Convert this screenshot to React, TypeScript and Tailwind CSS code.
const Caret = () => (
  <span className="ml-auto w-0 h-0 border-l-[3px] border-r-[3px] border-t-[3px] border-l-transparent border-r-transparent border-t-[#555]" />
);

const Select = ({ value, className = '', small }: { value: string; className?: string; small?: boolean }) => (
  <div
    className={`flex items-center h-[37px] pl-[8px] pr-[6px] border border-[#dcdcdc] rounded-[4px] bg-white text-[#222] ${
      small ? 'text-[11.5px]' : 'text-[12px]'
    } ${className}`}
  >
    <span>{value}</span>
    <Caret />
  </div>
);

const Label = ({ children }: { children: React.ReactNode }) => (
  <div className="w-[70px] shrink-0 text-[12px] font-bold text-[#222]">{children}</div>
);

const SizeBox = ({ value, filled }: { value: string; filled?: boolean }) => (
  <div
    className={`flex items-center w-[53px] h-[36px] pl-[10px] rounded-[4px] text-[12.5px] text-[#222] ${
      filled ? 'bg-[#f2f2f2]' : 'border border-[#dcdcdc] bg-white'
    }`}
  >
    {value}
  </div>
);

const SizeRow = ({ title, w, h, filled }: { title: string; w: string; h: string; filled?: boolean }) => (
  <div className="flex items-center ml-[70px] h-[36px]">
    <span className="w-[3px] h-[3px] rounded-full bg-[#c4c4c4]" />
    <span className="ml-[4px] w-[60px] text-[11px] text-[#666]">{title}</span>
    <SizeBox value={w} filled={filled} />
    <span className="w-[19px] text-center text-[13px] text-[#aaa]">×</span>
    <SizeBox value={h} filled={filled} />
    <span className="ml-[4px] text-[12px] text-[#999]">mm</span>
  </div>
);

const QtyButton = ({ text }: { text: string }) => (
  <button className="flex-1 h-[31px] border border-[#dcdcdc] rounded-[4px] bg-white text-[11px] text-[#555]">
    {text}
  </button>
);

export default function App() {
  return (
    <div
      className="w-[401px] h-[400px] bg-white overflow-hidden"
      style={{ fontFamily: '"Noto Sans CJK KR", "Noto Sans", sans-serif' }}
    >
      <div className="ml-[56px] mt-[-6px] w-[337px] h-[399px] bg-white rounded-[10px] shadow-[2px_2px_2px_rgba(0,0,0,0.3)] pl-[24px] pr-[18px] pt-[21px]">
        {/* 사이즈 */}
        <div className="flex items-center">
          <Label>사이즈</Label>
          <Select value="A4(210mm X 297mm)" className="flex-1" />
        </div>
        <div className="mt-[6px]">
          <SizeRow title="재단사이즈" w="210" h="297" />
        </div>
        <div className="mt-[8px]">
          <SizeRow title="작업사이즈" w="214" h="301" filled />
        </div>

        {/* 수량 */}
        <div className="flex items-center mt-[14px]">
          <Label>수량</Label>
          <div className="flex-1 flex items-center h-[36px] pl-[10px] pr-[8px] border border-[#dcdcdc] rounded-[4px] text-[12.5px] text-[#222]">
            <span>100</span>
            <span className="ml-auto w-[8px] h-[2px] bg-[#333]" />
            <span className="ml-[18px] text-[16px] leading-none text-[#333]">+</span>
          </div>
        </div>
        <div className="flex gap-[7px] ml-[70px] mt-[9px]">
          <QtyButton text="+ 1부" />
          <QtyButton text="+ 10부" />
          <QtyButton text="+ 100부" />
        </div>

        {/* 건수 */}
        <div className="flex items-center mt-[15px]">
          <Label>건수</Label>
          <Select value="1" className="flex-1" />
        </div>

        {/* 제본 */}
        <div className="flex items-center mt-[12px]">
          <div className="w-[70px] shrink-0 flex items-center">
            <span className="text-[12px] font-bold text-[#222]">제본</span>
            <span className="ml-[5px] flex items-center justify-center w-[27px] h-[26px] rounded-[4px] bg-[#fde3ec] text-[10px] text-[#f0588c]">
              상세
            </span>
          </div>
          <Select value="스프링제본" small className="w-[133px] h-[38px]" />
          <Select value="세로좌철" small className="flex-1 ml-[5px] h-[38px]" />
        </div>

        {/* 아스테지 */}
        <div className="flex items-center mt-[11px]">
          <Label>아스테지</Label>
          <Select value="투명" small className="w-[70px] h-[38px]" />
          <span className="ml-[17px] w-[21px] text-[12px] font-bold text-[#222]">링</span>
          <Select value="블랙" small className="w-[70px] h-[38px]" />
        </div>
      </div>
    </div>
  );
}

==

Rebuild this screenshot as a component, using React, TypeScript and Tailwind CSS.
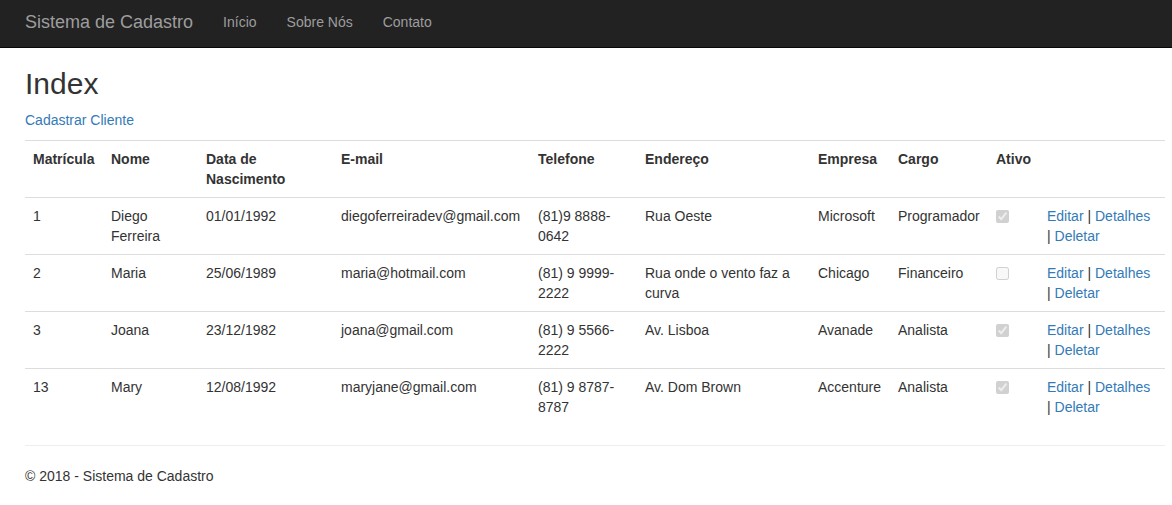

...

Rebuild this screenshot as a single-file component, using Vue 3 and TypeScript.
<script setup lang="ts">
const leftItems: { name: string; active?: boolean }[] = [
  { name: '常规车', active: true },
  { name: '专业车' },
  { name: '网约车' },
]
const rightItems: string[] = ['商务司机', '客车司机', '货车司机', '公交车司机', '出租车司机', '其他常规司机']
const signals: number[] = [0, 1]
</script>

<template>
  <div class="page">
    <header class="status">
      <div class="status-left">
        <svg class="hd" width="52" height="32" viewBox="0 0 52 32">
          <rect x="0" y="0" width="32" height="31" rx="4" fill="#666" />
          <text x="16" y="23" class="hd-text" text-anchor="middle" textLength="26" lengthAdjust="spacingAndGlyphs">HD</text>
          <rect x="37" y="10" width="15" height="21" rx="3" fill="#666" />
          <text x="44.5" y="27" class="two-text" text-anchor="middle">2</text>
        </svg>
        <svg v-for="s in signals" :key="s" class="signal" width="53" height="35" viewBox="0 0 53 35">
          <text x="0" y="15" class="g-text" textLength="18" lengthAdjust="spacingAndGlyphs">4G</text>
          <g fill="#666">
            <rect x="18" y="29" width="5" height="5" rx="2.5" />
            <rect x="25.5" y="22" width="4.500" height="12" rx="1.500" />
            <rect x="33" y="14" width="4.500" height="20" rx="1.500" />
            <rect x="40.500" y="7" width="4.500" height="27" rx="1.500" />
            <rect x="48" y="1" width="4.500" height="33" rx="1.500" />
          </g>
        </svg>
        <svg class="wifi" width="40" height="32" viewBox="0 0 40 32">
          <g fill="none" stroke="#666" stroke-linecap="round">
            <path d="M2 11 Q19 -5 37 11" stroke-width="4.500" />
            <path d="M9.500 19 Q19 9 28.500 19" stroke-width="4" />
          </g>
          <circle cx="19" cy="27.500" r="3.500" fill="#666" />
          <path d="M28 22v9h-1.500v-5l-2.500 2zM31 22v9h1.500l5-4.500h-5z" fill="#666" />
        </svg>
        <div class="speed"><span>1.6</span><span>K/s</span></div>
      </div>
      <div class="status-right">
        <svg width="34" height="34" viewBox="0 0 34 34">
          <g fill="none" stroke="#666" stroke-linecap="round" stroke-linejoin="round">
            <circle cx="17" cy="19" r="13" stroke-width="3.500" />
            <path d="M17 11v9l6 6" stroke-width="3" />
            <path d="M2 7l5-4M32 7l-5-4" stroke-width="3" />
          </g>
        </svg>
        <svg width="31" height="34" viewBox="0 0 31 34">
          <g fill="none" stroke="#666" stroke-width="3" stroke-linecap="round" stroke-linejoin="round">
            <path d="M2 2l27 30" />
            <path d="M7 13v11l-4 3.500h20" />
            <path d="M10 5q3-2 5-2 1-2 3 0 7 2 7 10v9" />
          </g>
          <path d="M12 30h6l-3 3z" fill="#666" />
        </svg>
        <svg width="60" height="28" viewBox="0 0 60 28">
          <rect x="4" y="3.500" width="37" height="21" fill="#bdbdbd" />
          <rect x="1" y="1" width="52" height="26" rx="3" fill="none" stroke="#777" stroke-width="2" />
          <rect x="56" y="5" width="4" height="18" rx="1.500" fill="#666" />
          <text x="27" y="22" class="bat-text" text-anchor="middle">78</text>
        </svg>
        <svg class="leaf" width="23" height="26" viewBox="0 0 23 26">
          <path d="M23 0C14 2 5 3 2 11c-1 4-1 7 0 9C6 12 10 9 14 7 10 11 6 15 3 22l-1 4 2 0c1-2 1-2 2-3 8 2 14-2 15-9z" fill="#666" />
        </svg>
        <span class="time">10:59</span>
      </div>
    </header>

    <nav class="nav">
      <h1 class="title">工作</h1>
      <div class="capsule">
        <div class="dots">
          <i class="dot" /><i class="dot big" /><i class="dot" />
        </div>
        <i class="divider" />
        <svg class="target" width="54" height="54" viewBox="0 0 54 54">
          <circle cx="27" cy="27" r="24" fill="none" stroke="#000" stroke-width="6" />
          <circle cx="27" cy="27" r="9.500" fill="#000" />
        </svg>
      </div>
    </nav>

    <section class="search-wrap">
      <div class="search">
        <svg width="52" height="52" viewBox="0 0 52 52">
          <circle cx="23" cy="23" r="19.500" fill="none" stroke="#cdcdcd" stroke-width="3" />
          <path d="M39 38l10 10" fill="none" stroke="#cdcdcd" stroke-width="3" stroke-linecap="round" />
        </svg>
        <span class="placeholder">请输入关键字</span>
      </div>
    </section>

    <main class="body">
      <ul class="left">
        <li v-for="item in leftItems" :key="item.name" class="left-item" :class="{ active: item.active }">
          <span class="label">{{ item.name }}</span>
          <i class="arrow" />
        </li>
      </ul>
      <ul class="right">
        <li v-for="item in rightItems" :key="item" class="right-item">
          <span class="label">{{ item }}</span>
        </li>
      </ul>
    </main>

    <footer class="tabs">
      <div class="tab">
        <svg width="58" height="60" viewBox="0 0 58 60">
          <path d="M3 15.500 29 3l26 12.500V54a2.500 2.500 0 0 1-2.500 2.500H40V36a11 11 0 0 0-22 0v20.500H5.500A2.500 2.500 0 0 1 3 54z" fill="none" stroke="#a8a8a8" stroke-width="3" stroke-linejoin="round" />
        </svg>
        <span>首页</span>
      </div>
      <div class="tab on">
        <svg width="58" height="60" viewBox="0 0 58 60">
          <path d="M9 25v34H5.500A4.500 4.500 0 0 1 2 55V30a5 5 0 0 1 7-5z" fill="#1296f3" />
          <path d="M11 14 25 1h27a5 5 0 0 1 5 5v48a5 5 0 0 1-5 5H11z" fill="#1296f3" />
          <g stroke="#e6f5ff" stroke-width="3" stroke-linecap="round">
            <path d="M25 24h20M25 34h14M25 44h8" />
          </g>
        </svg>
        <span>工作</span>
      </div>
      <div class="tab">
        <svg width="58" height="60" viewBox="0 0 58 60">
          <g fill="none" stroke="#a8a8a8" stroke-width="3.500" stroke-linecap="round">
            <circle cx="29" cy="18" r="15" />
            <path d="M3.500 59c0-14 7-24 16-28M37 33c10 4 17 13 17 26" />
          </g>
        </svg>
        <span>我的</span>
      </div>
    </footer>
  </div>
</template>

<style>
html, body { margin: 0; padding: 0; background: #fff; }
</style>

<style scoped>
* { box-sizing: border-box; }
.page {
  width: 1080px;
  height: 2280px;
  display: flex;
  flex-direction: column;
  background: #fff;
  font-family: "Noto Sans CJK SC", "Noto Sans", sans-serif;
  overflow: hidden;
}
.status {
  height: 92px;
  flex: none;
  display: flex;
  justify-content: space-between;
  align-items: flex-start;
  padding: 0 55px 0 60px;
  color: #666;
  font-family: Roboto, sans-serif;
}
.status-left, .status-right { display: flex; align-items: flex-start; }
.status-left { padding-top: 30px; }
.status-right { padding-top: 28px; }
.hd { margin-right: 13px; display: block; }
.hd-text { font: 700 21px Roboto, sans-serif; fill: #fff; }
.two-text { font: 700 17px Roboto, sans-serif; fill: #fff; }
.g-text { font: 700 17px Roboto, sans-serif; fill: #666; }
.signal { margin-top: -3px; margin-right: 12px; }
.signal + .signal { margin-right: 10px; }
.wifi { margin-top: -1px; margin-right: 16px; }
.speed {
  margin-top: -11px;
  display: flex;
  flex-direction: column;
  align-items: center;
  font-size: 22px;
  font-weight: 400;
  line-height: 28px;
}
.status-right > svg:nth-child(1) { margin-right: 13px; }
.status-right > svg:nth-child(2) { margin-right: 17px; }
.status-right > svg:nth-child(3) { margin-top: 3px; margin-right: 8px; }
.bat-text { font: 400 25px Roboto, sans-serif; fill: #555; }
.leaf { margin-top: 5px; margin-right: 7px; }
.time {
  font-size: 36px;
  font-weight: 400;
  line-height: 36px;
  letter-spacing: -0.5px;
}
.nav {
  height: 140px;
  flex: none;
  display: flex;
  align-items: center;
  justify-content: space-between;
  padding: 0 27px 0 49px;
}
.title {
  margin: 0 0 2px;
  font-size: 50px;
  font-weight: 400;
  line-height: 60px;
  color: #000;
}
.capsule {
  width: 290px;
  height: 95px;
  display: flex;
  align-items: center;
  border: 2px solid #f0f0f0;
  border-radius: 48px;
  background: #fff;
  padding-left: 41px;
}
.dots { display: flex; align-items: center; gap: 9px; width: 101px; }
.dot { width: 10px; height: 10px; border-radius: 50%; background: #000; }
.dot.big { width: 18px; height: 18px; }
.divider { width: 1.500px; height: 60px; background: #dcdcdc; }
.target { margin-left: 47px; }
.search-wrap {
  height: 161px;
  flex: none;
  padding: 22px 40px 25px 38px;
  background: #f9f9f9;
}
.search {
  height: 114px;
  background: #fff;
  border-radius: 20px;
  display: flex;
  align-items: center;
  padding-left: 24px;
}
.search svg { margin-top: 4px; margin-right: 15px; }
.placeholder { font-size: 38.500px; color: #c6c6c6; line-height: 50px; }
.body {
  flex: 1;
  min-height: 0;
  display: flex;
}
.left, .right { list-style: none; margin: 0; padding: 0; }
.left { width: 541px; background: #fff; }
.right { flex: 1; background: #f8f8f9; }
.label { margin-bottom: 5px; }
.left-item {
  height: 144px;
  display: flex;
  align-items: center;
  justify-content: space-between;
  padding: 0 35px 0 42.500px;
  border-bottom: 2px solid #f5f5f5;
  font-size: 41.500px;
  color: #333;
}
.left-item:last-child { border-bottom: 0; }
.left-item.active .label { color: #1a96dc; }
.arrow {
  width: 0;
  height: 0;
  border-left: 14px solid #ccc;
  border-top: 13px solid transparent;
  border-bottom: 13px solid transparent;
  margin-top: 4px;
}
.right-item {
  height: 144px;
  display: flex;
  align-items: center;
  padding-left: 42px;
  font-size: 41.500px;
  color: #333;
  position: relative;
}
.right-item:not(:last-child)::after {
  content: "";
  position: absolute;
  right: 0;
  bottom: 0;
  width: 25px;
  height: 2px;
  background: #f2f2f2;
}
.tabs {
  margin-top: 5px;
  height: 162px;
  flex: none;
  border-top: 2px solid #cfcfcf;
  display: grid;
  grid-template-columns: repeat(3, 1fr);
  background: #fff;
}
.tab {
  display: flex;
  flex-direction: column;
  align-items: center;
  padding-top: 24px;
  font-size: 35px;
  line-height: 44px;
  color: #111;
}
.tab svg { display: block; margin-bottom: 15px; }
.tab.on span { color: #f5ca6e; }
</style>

## Request
How many of the listing's lines contain "using"? Respond with a single number and nothing else.

## Reply
2